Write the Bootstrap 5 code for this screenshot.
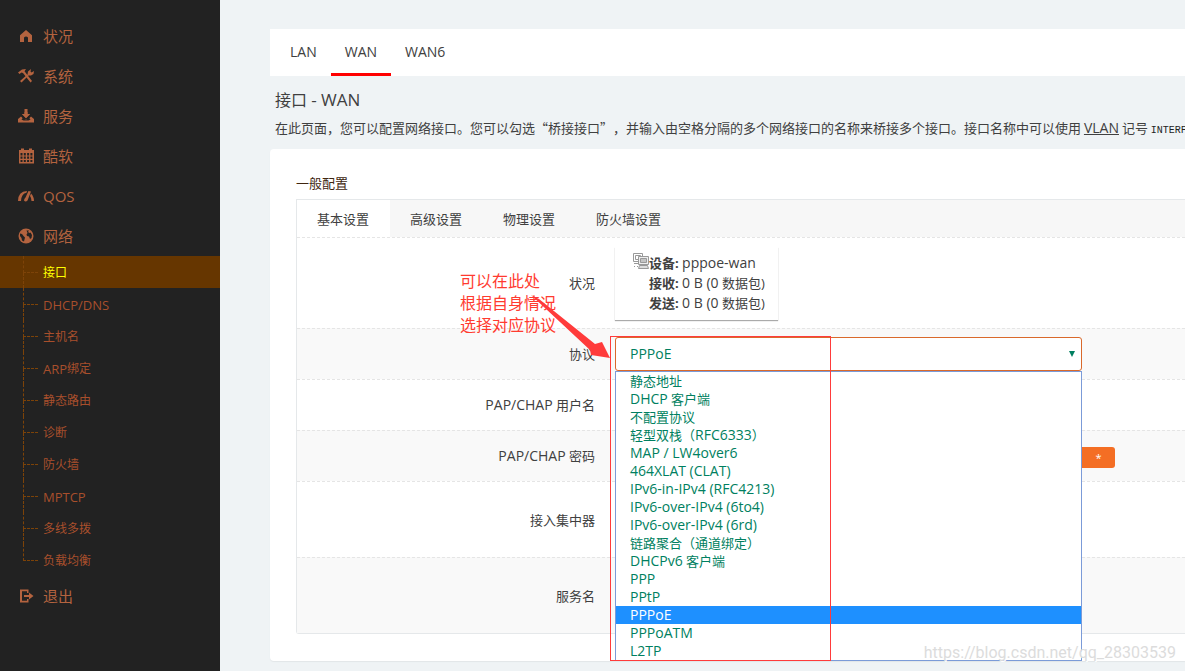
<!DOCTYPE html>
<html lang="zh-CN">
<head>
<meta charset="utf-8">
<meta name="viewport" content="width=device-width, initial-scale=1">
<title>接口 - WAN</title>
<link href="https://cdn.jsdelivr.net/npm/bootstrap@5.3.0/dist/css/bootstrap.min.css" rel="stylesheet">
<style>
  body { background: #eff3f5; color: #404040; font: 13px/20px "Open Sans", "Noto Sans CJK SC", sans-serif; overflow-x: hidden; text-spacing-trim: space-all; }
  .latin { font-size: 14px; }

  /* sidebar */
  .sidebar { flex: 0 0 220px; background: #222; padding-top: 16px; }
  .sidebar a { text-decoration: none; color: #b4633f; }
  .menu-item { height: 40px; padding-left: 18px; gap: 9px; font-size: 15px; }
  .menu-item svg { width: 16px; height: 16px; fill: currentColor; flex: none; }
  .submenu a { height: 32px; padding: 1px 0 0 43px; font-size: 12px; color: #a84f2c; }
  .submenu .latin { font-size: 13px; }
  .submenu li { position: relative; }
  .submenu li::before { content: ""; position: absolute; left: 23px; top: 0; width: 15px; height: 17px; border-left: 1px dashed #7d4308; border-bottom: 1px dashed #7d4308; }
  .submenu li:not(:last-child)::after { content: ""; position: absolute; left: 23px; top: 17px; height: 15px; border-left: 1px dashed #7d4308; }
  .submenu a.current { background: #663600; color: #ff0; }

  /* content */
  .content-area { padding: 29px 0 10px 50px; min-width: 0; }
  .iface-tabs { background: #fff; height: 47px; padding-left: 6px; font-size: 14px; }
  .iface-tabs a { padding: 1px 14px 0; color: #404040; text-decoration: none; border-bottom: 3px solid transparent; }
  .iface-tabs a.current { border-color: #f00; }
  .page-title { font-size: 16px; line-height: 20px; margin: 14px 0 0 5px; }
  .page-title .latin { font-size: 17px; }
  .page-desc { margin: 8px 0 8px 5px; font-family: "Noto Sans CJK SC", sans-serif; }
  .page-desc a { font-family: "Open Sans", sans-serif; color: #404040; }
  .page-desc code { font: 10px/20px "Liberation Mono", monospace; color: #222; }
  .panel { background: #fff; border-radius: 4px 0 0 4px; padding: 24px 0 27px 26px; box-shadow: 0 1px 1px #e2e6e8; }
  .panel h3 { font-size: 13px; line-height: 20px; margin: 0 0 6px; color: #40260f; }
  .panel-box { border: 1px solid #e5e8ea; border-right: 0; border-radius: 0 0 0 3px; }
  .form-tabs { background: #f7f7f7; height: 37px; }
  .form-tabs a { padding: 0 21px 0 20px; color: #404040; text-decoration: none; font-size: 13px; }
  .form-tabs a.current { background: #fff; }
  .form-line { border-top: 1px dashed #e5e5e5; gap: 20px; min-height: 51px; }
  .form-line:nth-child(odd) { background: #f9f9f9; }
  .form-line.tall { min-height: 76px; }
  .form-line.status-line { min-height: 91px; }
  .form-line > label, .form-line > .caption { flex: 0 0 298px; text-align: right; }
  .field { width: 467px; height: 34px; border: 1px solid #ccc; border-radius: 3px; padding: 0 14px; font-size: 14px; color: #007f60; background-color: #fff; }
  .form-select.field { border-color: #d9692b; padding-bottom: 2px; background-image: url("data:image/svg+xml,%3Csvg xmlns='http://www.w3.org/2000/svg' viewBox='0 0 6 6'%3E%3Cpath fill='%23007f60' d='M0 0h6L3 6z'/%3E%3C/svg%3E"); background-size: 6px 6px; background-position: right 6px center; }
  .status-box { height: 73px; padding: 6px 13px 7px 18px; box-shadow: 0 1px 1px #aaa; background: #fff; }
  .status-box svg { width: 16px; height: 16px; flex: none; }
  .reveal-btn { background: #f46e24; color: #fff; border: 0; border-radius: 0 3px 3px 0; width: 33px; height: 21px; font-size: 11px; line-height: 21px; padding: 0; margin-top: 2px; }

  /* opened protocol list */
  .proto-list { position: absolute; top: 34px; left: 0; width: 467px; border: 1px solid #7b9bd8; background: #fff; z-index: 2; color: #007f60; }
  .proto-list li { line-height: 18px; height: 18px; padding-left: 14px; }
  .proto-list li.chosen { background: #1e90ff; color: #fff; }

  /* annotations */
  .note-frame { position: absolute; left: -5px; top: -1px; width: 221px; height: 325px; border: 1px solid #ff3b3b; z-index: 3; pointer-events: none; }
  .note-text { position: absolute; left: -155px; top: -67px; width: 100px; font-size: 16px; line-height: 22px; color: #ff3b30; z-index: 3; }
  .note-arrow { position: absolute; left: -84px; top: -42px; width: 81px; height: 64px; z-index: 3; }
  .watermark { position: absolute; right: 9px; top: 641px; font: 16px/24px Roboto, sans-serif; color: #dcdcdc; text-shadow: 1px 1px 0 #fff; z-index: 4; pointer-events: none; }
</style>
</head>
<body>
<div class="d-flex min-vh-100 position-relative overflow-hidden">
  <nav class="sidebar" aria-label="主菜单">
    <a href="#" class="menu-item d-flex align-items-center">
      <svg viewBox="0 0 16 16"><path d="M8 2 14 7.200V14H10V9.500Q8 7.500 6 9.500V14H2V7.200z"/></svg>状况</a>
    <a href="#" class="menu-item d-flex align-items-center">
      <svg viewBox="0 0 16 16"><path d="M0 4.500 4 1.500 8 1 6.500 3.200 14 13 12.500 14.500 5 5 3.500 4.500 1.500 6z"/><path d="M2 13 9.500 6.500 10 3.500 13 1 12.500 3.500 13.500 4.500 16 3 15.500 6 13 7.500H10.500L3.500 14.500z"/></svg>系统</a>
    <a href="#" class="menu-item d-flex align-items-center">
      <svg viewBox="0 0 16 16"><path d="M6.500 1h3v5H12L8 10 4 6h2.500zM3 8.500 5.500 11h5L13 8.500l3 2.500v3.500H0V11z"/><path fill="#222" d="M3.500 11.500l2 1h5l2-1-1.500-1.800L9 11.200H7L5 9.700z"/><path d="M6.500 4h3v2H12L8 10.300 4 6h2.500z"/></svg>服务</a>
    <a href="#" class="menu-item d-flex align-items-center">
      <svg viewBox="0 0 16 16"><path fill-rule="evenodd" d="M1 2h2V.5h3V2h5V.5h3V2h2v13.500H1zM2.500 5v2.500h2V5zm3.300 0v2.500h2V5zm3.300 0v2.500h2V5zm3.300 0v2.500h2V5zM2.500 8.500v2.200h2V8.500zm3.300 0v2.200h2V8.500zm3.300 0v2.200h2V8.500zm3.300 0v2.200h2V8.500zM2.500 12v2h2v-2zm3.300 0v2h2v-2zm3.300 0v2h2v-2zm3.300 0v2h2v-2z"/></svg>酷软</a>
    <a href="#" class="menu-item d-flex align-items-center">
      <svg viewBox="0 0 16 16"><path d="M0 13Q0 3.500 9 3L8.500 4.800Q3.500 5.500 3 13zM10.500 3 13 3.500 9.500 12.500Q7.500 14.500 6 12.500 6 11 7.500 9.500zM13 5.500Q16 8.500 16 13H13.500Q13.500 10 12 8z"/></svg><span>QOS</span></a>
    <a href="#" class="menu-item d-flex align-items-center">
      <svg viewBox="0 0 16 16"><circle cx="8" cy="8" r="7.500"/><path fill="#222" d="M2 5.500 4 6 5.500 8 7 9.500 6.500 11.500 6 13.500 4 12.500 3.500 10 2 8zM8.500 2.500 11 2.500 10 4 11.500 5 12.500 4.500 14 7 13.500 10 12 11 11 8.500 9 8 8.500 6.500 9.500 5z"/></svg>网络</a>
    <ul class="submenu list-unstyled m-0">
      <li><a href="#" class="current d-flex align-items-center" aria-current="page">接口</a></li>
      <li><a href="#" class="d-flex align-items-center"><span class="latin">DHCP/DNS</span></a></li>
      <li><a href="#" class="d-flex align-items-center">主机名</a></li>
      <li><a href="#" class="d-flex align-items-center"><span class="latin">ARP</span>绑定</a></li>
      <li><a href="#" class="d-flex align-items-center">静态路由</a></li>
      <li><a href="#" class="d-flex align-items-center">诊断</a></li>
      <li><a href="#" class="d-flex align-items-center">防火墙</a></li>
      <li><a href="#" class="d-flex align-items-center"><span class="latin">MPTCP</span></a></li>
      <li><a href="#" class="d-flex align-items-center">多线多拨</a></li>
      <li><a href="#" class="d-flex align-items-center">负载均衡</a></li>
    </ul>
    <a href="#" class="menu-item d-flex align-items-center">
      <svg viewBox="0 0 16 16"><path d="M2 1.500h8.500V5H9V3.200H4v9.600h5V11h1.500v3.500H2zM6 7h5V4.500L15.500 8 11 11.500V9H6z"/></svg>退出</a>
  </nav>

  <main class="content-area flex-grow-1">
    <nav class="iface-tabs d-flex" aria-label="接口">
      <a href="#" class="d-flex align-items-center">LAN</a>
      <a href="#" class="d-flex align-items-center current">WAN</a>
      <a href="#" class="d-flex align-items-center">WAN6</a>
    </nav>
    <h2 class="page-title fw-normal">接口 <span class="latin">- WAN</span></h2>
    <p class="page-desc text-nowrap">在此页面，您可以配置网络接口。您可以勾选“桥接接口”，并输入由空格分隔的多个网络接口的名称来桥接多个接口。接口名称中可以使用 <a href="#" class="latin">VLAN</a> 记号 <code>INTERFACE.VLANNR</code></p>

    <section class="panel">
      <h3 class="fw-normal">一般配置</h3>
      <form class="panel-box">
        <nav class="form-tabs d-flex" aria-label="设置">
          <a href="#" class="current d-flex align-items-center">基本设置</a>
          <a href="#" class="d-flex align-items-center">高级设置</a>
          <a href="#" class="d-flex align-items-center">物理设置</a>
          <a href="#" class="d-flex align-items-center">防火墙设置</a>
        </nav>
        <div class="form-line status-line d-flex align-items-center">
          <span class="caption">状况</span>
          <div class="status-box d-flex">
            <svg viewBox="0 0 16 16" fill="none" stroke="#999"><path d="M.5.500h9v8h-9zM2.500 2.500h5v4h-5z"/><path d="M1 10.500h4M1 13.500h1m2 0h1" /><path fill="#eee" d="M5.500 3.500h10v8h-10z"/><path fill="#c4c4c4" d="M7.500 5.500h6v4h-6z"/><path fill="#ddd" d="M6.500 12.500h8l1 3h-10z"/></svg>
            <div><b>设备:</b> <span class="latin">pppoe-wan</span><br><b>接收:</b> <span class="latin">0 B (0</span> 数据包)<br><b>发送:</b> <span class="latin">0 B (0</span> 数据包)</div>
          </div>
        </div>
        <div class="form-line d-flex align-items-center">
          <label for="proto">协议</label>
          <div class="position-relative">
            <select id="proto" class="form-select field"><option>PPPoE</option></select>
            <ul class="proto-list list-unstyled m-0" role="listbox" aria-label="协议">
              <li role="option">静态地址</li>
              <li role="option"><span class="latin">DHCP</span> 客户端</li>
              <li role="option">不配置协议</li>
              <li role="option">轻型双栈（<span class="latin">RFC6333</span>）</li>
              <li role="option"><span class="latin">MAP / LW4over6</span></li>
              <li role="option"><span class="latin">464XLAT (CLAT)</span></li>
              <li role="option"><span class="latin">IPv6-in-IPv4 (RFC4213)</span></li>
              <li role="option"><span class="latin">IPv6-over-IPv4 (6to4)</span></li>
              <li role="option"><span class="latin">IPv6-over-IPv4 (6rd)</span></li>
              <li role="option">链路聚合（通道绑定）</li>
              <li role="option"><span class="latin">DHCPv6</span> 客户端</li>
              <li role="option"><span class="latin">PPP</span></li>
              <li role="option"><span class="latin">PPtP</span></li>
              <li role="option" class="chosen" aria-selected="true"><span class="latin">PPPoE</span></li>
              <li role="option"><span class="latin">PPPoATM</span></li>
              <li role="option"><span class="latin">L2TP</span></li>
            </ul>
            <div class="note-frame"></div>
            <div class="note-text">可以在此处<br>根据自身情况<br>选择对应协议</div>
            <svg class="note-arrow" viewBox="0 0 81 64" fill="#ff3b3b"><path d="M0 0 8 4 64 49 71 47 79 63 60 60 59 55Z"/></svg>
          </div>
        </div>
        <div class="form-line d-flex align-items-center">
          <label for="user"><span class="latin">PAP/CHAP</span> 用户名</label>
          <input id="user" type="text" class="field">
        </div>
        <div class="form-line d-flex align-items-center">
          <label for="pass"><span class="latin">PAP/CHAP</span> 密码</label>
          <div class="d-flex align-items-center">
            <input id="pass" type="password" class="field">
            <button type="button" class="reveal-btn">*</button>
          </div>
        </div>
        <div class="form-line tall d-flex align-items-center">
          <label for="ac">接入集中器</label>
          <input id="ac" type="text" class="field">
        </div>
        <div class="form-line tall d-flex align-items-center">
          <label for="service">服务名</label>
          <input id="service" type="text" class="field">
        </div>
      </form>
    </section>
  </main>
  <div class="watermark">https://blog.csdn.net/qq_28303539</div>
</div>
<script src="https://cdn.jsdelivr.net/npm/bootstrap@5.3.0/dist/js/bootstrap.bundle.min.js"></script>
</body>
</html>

**TASK STATEMENT**
Copy out every line of the data that includes the word "code".

**WRITTEN REPLY**
Write the Bootstrap 5 code for this screenshot.
  .page-desc code { font: 10px/20px "Liberation Mono", monospace; color: #222; }
    <p class="page-desc text-nowrap">在此页面，您可以配置网络接口。您可以勾选“桥接接口”，并输入由空格分隔的多个网络接口的名称来桥接多个接口。接口名称中可以使用 <a href="#" class="latin">VLAN</a> 记号 <code>INTERFACE.VLANNR</code></p>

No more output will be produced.